— start —

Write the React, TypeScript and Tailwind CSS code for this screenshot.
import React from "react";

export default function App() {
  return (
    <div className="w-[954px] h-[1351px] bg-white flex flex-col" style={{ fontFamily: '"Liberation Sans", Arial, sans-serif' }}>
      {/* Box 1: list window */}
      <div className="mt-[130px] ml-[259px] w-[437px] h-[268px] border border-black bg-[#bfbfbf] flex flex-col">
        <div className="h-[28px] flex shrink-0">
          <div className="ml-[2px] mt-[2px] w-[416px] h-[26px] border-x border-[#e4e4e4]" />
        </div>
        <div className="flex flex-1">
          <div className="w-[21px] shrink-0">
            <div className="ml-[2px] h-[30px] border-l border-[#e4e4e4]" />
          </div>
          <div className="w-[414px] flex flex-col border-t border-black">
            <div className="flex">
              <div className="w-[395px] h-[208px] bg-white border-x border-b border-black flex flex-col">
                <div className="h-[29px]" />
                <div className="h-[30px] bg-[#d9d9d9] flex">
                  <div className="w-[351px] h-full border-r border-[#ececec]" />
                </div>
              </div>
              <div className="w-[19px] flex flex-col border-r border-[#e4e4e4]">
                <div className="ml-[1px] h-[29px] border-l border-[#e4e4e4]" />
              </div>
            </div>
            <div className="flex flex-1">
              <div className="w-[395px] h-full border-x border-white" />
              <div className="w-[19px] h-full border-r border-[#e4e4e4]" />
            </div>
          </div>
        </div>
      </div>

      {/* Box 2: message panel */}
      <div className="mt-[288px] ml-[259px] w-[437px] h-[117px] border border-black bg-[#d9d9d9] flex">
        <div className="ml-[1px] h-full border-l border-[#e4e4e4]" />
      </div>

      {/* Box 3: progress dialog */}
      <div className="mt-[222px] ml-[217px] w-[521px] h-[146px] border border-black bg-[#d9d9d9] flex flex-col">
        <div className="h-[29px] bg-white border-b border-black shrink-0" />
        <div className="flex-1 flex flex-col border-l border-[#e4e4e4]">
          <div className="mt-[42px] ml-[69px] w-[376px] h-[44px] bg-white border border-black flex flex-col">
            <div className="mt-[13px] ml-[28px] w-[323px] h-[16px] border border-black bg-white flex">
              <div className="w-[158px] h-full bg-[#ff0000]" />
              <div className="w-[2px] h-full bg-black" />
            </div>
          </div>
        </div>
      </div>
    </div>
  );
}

— end —

**SHORT PROBLEM**
Output exactly the leading lines of the data, up to and including the line marked by "import React from".

**CORRECT ANSWER**
Write the React, TypeScript and Tailwind CSS code for this screenshot.
import React from "react";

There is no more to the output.